One very simple way to give parents control over what their children see and participate in without violating everyone else’s privacy is to create adult and social TLDs and require these sites to migrate to them. So instagram.com becomes instagram.social, etc. Then mandate that all consumer network equipment mfrs and internet providers provide easily accessible ways to block these TLDs. Maybe combine that with some public education materials to teach less savvy parents how to do this.

Now you’ve given every parent a way to easily mass block all adult/social sites/apps if they want and no one’s privacy need be compromised.

harshreality 3 hours ago | parent | next [-]

There was some optimism with .xxx that adult content producers would voluntarily switch over. Spoiler: almost none of them did, except for domain name availability reasons.

xeonmc 2 hours ago | parent [-]

Plot twist: in a few years all the indie and counterculture web appropriates .xxx domains to evade AI crawling and legislative interference.

cobertos an hour ago | parent [-]

And then suspiciously the .xxx registry jacks up the prices to herd everyone back

dyauspitr 3 hours ago | parent | prev | next [-]

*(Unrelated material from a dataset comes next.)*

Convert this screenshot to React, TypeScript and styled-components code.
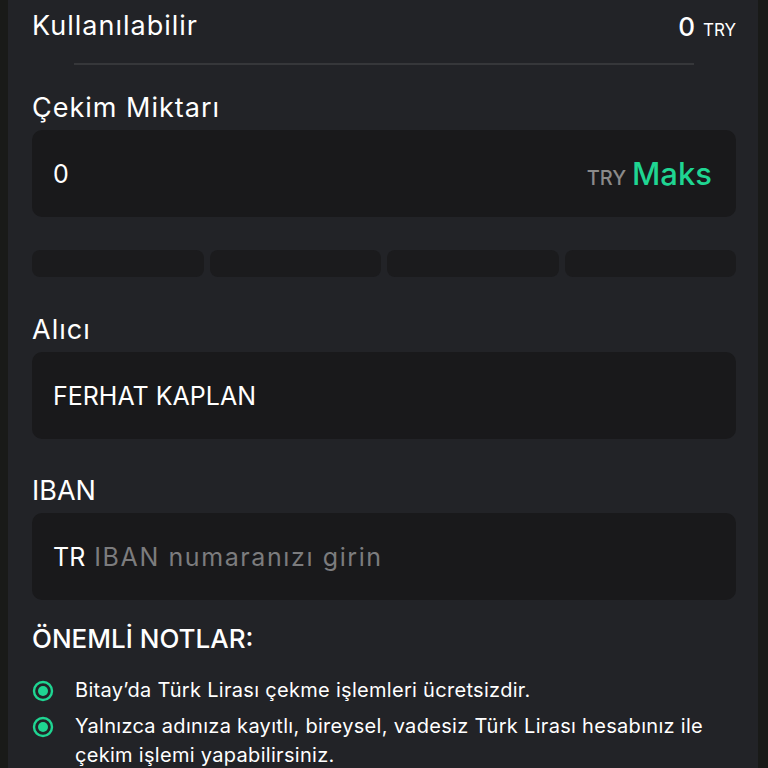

Block how? You can block sites now and all it takes is a proxy/vpn to get around it. Nothing short of personalized age verification will work. The best we can do is make sure the age verification system is centralized by the government. The client sites can’t see who you are and the centralized government server should not be able to see the sites you visit.

The only way this can go wrong is if the client sites collude and publish their visitor logs and then the government can do the legwork to identify you. But even this is pretty easily bypassed if you use a VPN.

_heimdall 2 hours ago | parent | next [-]

Whether such a system could be bypassed by a VPN would depend on exactly how the age verification works and whether said government decides to ban the use of VPNs.

More importantly, I don't personally have any faith that at least the US government could properly define and build a system that is reliably and provably resistant to tracking. The government has incentives to want to know what sites a person visits, the NSA would be loathed to allow that opportunity to go unused. The government also likely doesn't have the skills or resources to do it in house, I'd expect them to outsource it at an absurd cost to a third party that would also have incentives to want to track usage data through the system.

dyauspitr 2 hours ago | parent [-]

I don’t mean bypass as in get around the verification system I mean bypass as in its one flaw can be mitigated by using a VPN.

2 hours ago | parent | prev [-]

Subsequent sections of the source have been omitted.